Ahora bien, si los discípulos no podían entender de qué estaba hablando Jesús, no me parece demasiado exagerado pensar que los niños tampoco lo iban a entender. ¿Por qué molestarse en tenerlos cerca entonces, si no iban a entender, no iban a hacer las preguntas correctas y, al fin de cuentas, no comprenderían las respuestas?
Jesús tiene una opinión diferente. Jesús ve a los niños venir a Él en su inocencia y se acerca a ellos. Los señala como modelo de cómo los discípulos deben tratar al mundo y a su reino. No es que los niños fueran capaces de comprender algún tipo de conocimiento oculto inaccesible a los discípulos adultos. Los niños vienen a Jesús, no porque busquen respuestas a preguntas teológicas complicadas, sino porque quieren estar cerca de Él. Al traer a los niños entre ellos, Jesús invita a los discípulos, y por extensión a todos nosotros, a recordar el verdadero propósito de su tiempo con Jesús.
Jesús nos llama a cada uno de nosotros a ser como niños. Esto es bastante diferente de ser infantil. Podemos acudir a Santa Teresa de Lisieux en busca de muchas verdades espirituales, incluida esta sencilla y profunda revelación sobre las almas infantiles: “Es reconocer nuestra nada, esperar todo de Dios como un niño pequeño espera todo de su padre… por nada nos inquietemos, ni nos propongamos ganarnos el sustento”, es decir, “la vida eterna del cielo”. (de sus Últimas Conversaciones).

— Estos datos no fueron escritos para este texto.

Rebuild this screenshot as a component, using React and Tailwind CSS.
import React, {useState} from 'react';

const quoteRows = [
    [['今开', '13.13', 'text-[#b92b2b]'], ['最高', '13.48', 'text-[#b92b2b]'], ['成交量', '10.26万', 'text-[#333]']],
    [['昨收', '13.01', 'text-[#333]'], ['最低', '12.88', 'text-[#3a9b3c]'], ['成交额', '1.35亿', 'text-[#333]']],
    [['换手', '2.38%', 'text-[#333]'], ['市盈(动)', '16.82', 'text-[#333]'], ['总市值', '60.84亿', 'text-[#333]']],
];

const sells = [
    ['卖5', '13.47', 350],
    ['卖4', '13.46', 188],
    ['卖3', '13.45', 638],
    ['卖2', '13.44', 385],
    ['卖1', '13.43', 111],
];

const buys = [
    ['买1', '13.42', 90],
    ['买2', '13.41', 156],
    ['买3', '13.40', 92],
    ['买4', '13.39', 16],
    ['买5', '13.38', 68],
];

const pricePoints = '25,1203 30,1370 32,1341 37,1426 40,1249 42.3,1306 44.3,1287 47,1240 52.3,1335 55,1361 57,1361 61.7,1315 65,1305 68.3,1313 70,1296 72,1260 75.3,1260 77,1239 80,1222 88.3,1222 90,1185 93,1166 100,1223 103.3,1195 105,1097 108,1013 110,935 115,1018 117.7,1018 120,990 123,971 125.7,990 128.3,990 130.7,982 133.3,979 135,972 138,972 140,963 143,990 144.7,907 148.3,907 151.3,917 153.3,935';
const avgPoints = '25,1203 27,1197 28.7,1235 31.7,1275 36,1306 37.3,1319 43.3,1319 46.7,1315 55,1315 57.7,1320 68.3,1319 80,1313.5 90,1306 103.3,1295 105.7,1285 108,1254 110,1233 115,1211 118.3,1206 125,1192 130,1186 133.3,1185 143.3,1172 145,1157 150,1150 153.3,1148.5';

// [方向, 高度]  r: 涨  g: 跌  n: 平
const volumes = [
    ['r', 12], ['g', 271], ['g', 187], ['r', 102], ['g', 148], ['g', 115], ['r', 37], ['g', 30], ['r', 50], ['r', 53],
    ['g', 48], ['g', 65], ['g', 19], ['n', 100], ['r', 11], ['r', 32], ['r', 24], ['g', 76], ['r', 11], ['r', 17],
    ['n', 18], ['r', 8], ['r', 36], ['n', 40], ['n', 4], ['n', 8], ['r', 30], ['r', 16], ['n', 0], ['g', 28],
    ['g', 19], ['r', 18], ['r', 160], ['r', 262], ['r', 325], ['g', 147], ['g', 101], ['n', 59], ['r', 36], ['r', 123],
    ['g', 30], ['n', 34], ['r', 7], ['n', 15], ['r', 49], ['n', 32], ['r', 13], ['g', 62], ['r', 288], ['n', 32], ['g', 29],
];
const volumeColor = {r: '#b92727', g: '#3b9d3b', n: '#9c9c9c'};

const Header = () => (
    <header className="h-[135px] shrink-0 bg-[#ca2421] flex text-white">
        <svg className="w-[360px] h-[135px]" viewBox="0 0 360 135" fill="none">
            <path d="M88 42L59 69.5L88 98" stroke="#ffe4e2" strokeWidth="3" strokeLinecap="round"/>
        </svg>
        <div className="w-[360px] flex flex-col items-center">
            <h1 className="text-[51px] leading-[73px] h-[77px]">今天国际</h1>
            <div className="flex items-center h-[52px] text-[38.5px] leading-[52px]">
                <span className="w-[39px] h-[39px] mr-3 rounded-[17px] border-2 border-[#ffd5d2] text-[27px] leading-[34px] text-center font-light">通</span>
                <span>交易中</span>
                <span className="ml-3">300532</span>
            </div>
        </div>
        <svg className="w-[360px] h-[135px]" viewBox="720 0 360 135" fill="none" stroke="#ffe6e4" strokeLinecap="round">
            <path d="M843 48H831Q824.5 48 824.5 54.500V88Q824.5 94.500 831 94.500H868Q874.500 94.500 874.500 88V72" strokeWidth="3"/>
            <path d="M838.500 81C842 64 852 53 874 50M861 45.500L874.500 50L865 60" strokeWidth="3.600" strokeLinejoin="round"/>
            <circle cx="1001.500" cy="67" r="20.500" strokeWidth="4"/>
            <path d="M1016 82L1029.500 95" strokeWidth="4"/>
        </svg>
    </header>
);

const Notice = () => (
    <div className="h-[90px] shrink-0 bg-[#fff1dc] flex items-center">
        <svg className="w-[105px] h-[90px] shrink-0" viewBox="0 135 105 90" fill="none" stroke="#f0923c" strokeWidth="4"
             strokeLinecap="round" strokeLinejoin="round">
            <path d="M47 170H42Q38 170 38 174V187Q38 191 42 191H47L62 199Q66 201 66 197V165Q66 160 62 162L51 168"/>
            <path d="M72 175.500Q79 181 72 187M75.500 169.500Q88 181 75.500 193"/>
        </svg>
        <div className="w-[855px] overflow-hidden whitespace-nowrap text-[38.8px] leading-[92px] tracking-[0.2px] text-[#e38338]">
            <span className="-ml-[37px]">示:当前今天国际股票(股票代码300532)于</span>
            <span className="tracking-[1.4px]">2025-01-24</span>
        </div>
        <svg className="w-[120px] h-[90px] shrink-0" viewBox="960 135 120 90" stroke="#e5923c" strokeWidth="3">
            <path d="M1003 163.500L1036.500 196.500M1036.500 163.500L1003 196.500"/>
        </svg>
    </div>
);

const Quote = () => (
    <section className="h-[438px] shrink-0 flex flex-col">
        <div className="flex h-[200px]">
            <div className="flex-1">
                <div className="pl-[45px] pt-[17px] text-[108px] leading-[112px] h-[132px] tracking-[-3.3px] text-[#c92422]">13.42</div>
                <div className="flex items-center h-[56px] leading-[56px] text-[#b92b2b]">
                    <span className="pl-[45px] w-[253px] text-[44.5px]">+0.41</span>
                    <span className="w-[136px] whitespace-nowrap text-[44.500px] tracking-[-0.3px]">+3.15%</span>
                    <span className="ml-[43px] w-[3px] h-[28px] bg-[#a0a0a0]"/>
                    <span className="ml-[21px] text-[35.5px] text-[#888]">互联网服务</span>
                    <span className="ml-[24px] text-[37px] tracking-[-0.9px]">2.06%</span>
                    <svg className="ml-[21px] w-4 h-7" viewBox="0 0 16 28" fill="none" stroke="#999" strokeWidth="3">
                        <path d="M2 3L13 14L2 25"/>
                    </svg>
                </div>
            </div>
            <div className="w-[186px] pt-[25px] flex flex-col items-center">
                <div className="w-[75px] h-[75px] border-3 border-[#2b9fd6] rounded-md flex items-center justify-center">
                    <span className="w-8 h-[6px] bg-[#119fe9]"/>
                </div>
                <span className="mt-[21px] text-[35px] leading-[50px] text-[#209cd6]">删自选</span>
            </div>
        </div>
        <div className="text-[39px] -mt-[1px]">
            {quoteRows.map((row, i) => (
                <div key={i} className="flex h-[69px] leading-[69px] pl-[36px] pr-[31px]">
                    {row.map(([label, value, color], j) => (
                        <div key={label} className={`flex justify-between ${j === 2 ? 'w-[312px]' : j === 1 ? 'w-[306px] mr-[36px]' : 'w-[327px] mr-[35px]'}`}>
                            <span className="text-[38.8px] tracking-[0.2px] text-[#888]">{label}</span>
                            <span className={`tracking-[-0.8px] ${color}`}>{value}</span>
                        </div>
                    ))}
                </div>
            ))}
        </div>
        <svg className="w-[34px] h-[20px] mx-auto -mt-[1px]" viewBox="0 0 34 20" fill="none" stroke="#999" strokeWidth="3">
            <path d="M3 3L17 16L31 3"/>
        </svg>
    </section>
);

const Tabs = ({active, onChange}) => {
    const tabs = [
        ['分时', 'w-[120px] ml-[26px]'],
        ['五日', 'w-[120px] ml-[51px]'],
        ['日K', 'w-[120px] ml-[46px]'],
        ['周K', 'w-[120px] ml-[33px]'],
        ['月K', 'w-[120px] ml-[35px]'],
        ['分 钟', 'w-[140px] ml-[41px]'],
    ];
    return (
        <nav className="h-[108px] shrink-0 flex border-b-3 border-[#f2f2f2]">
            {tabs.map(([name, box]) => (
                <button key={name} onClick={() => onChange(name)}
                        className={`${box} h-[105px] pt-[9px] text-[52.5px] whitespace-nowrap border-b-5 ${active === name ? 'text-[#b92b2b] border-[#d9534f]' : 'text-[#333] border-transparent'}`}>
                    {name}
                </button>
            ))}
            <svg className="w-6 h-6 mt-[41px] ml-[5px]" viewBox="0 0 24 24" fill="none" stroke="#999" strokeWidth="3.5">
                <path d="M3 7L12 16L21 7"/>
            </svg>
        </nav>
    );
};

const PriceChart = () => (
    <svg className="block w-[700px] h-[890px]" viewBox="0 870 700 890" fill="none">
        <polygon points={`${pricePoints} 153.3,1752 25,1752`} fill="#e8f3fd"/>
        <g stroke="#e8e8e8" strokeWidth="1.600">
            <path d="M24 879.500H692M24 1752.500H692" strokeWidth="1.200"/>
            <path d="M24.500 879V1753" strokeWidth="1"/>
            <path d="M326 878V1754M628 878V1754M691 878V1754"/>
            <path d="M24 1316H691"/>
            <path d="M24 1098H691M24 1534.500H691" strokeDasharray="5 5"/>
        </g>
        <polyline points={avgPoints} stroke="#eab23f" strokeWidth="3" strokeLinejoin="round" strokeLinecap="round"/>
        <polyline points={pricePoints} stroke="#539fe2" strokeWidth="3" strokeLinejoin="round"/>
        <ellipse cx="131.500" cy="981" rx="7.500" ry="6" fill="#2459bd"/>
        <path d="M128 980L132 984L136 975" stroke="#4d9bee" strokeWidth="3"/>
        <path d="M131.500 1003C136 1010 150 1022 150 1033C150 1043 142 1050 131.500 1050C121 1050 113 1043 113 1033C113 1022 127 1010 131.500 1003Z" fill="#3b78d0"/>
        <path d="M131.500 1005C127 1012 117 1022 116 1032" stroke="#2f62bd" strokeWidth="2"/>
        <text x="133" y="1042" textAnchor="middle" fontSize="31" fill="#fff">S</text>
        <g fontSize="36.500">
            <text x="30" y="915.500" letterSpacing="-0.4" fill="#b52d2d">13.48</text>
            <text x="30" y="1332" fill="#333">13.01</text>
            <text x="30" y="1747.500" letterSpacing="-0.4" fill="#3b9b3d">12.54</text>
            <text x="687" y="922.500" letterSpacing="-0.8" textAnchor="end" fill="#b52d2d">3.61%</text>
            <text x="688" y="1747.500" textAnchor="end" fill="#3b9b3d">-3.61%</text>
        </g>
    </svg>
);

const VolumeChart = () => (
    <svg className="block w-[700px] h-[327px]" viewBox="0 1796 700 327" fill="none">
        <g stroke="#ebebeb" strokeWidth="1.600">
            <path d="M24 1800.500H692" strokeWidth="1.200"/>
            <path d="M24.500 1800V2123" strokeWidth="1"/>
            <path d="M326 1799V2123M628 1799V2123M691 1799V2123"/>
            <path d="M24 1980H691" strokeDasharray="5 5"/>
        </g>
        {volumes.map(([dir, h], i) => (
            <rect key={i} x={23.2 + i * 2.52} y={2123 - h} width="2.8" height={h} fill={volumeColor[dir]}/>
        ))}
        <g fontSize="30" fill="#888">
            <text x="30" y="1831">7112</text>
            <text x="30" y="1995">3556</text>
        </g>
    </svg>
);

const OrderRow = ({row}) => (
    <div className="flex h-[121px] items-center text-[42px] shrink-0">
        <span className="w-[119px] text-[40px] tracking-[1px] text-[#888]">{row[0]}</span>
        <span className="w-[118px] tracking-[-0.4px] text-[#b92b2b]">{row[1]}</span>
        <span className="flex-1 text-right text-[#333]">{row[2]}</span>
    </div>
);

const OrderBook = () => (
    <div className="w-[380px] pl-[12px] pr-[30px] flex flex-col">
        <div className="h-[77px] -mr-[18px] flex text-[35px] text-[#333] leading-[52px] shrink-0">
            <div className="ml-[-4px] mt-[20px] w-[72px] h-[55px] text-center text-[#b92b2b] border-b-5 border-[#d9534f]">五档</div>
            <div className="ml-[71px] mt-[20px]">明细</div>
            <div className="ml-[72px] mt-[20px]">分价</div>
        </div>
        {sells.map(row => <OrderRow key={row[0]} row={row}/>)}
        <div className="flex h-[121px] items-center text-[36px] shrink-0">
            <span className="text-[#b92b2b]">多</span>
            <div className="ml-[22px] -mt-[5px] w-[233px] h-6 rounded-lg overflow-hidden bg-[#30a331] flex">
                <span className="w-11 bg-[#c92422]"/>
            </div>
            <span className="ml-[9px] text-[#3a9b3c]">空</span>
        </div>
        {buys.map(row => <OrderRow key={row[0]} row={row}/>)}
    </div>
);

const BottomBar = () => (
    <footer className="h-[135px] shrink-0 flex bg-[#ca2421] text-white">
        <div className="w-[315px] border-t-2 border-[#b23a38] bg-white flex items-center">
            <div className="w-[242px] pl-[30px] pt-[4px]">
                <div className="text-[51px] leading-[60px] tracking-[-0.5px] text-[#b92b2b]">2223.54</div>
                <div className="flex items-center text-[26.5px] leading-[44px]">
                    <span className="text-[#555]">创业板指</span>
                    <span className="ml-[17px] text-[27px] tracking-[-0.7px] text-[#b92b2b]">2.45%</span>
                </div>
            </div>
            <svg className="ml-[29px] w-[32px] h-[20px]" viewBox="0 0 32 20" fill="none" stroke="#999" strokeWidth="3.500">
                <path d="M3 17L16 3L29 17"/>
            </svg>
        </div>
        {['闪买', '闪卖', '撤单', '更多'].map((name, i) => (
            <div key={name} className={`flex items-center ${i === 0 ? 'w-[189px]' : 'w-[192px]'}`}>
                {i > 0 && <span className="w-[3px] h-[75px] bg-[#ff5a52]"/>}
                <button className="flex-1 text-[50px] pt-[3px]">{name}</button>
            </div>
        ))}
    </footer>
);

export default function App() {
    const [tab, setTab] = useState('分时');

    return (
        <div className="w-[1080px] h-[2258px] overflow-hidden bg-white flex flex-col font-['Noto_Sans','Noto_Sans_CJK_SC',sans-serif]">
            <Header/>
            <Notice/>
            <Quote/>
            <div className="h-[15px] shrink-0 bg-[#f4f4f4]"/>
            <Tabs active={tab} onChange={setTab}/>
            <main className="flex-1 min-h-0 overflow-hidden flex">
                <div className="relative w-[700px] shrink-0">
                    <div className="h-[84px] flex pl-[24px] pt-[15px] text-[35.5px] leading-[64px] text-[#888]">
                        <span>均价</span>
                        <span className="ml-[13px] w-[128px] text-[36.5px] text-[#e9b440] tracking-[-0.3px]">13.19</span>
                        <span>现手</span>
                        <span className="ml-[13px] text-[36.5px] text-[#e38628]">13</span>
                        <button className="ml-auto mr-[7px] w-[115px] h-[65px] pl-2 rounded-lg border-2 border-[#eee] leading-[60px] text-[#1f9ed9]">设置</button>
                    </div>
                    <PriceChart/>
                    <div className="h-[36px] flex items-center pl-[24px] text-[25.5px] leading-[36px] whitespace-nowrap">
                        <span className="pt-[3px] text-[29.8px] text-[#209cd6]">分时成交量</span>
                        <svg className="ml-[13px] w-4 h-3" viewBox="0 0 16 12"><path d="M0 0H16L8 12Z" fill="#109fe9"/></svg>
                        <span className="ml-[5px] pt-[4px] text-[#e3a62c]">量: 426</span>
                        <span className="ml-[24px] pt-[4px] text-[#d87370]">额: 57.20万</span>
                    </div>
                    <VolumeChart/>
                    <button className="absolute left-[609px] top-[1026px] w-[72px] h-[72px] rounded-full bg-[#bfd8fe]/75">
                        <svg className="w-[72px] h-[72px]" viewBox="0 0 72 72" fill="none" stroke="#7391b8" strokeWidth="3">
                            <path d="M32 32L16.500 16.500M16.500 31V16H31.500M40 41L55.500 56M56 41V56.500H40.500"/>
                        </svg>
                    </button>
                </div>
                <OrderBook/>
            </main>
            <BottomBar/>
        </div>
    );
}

Cuando reconocemos que dependemos total y completamente de Dios, entramos en este lugar de fe infantil. Cuando acudimos a Dios, una y otra vez, como lo hace un niño pequeño con su madre para cada necesidad o deseo, grandes o pequeños por igual, nos volvemos como niños ante Dios. Cuando corremos hacia Dios en cada momento de tristeza o deleite, como una hija corra a los brazos de su padre con igual vigor sobre un ramo de flores silvestres o una rodilla raspada, abrazamos nuestra identidad como hijos de Dios.